→ **Recorded information**
------------------------------------------------------------

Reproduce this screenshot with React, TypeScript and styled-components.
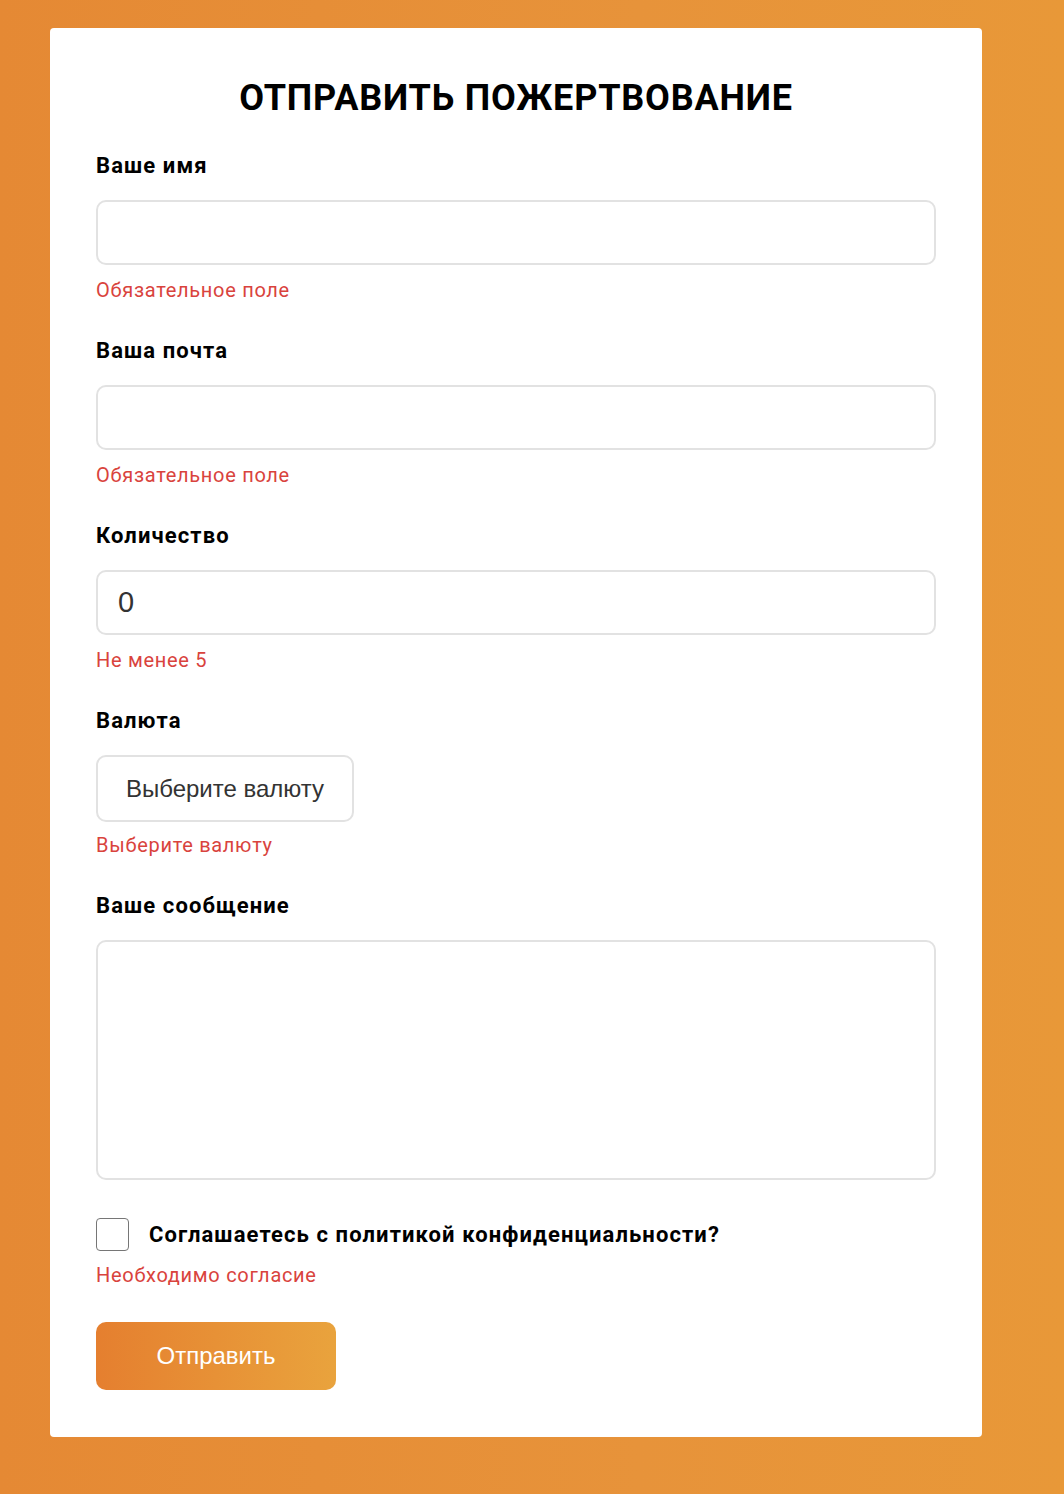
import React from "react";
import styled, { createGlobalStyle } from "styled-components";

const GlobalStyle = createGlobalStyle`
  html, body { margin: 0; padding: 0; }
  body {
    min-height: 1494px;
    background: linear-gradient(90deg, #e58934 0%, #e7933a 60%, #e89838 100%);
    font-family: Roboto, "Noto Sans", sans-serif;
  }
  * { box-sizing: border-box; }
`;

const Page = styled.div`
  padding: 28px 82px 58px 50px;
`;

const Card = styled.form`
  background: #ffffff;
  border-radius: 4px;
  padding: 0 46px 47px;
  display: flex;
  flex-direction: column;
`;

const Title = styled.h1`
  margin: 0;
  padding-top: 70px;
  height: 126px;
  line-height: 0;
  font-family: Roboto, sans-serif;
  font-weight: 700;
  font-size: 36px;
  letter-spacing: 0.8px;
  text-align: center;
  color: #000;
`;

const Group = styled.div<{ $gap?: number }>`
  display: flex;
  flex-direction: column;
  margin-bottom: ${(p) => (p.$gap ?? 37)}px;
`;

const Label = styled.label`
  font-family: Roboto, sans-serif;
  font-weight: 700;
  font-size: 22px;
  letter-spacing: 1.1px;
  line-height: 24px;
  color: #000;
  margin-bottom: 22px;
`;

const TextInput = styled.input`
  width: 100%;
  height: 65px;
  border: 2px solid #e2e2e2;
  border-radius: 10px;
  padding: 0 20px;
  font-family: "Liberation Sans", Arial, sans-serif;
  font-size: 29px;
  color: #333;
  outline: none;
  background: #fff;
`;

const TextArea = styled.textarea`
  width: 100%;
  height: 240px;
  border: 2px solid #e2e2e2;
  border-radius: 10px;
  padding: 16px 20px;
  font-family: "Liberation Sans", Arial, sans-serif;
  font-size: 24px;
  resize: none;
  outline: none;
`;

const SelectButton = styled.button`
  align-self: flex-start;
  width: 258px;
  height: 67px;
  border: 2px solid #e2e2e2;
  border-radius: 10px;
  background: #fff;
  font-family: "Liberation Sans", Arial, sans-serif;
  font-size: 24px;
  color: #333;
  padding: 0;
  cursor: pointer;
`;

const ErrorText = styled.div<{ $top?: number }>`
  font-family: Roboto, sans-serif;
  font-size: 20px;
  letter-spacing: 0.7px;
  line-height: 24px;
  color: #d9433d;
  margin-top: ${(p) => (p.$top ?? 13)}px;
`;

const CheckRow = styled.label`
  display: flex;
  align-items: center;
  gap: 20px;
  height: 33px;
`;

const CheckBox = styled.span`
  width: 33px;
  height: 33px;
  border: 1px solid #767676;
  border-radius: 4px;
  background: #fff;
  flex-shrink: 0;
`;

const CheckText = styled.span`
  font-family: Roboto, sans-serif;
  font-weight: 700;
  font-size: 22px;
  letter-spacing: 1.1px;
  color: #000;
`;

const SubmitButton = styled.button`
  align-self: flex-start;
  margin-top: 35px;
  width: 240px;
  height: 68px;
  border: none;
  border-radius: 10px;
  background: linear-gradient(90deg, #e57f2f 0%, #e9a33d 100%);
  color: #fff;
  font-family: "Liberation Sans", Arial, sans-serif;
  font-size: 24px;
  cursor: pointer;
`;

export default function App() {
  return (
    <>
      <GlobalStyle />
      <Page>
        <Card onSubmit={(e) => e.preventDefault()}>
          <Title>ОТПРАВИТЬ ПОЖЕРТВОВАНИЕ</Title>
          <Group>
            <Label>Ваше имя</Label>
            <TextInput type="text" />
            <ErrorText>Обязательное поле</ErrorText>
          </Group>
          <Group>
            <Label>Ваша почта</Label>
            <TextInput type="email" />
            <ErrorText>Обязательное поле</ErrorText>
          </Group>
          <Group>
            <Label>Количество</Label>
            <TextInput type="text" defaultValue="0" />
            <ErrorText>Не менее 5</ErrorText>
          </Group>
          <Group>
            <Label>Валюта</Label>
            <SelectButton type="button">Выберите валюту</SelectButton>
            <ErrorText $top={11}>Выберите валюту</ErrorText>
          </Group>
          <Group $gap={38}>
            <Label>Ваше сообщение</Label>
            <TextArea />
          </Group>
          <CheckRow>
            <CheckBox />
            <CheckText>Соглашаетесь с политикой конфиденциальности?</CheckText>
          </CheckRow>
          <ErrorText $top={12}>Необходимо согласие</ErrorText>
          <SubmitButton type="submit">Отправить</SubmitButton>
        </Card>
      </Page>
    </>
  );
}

------------------------------------------------------------

→ **Requirements**
Retype the data above exactly; pictures are not part of the copy.

→ **Result**
Reproduce this screenshot with React, TypeScript and styled-components.
import React from "react";
import styled, { createGlobalStyle } from "styled-components";

const GlobalStyle = createGlobalStyle`
  html, body { margin: 0; padding: 0; }
  body {
    min-height: 1494px;
    background: linear-gradient(90deg, #e58934 0%, #e7933a 60%, #e89838 100%);
    font-family: Roboto, "Noto Sans", sans-serif;
  }
  * { box-sizing: border-box; }
`;

const Page = styled.div`
  padding: 28px 82px 58px 50px;
`;

const Card = styled.form`
  background: #ffffff;
  border-radius: 4px;
  padding: 0 46px 47px;
  display: flex;
  flex-direction: column;
`;

const Title = styled.h1`
  margin: 0;
  padding-top: 70px;
  height: 126px;
  line-height: 0;
  font-family: Roboto, sans-serif;
  font-weight: 700;
  font-size: 36px;
  letter-spacing: 0.8px;
  text-align: center;
  color: #000;
`;

const Group = styled.div<{ $gap?: number }>`
  display: flex;
  flex-direction: column;
  margin-bottom: ${(p) => (p.$gap ?? 37)}px;
`;

const Label = styled.label`
  font-family: Roboto, sans-serif;
  font-weight: 700;
  font-size: 22px;
  letter-spacing: 1.1px;
  line-height: 24px;
  color: #000;
  margin-bottom: 22px;
`;

const TextInput = styled.input`
  width: 100%;
  height: 65px;
  border: 2px solid #e2e2e2;
  border-radius: 10px;
  padding: 0 20px;
  font-family: "Liberation Sans", Arial, sans-serif;
  font-size: 29px;
  color: #333;
  outline: none;
  background: #fff;
`;

const TextArea = styled.textarea`
  width: 100%;
  height: 240px;
  border: 2px solid #e2e2e2;
  border-radius: 10px;
  padding: 16px 20px;
  font-family: "Liberation Sans", Arial, sans-serif;
  font-size: 24px;
  resize: none;
  outline: none;
`;

const SelectButton = styled.button`
  align-self: flex-start;
  width: 258px;
  height: 67px;
  border: 2px solid #e2e2e2;
  border-radius: 10px;
  background: #fff;
  font-family: "Liberation Sans", Arial, sans-serif;
  font-size: 24px;
  color: #333;
  padding: 0;
  cursor: pointer;
`;

const ErrorText = styled.div<{ $top?: number }>`
  font-family: Roboto, sans-serif;
  font-size: 20px;
  letter-spacing: 0.7px;
  line-height: 24px;
  color: #d9433d;
  margin-top: ${(p) => (p.$top ?? 13)}px;
`;

const CheckRow = styled.label`
  display: flex;
  align-items: center;
  gap: 20px;
  height: 33px;
`;

const CheckBox = styled.span`
  width: 33px;
  height: 33px;
  border: 1px solid #767676;
  border-radius: 4px;
  background: #fff;
  flex-shrink: 0;
`;

const CheckText = styled.span`
  font-family: Roboto, sans-serif;
  font-weight: 700;
  font-size: 22px;
  letter-spacing: 1.1px;
  color: #000;
`;

const SubmitButton = styled.button`
  align-self: flex-start;
  margin-top: 35px;
  width: 240px;
  height: 68px;
  border: none;
  border-radius: 10px;
  background: linear-gradient(90deg, #e57f2f 0%, #e9a33d 100%);
  color: #fff;
  font-family: "Liberation Sans", Arial, sans-serif;
  font-size: 24px;
  cursor: pointer;
`;

export default function App() {
  return (
    <>
      <GlobalStyle />
      <Page>
        <Card onSubmit={(e) => e.preventDefault()}>
          <Title>ОТПРАВИТЬ ПОЖЕРТВОВАНИЕ</Title>
          <Group>
            <Label>Ваше имя</Label>
            <TextInput type="text" />
            <ErrorText>Обязательное поле</ErrorText>
          </Group>
          <Group>
            <Label>Ваша почта</Label>
            <TextInput type="email" />
            <ErrorText>Обязательное поле</ErrorText>
          </Group>
          <Group>
            <Label>Количество</Label>
            <TextInput type="text" defaultValue="0" />
            <ErrorText>Не менее 5</ErrorText>
          </Group>
          <Group>
            <Label>Валюта</Label>
            <SelectButton type="button">Выберите валюту</SelectButton>
            <ErrorText $top={11}>Выберите валюту</ErrorText>
          </Group>
          <Group $gap={38}>
            <Label>Ваше сообщение</Label>
            <TextArea />
          </Group>
          <CheckRow>
            <CheckBox />
            <CheckText>Соглашаетесь с политикой конфиденциальности?</CheckText>
          </CheckRow>
          <ErrorText $top={12}>Необходимо согласие</ErrorText>
          <SubmitButton type="submit">Отправить</SubmitButton>
        </Card>
      </Page>
    </>
  );
}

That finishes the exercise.